Well may the Labor Government be returned with at least a full representation of 47 seats and probably more, it has failed to address the traffic chaos, not only in Brisbane, which suffers "peak- hour”pain, but in regional areas where road networks are totally inadequate and under increased pressure. Bragging about jobs and how wonderful they are, with a union-backed following, Labor has almost certainly been returned, as time will tell. Our Labor Government is less concerned about how motorists are expected to deal with traffic jams daily without updating investment, than its popularity, reckless spending habits and union friends' approval. We have the highest taxes and motoring costs of all the states, yet we still find our road fatality statistics and road-rage incidents linked to the deficient road infra- structure we pay for. Public transport is also a failure.

Commensurate with the increased cost of living annually and a consequent GST windfall, Labor has again increased licence and registration fees and ignored the repeated fuel companies' exploitation with impunity, while frustrated drivers daily run the gauntlet on our roads: lethal death traps.

Eloise Rowe

Tannum Sands

Alcohol, jealousy foster violence

WE ALL experience pressure to believe fashionable nonsense.

Like the theory that pay inequality between genders is a major factor driving domestic violence.

Could there be some kind of connection? It's a debatable point.

What is not debatable is that drinking alcohol at social get-togethers fosters violence.
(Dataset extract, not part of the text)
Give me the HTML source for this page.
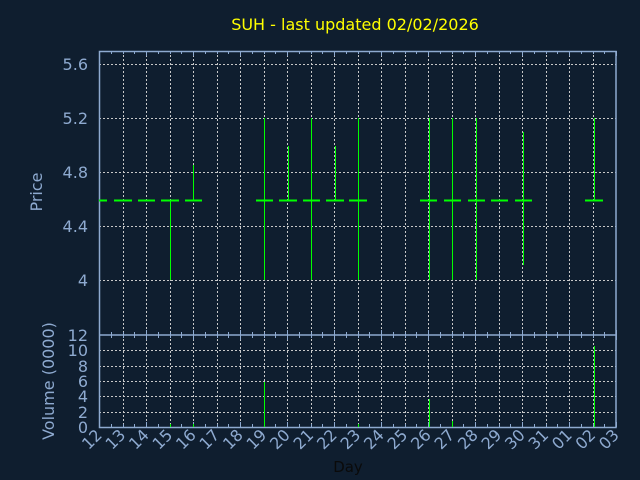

And that jealousy related to adulterous sexual behaviour cause violence.

These are the big ones.

Alcohol and casual sex are both bad news.

But who wants to do anything about it?

Who wants to promote the principle of confining sexual activity to loyal heterosexual lifelong, loving marriage?

Who wants to promote abstaining from alcohol?

Get serious. Mostly, don't we prefer to continue our present lifestyles, and hope the violence will go away by itself? It won't.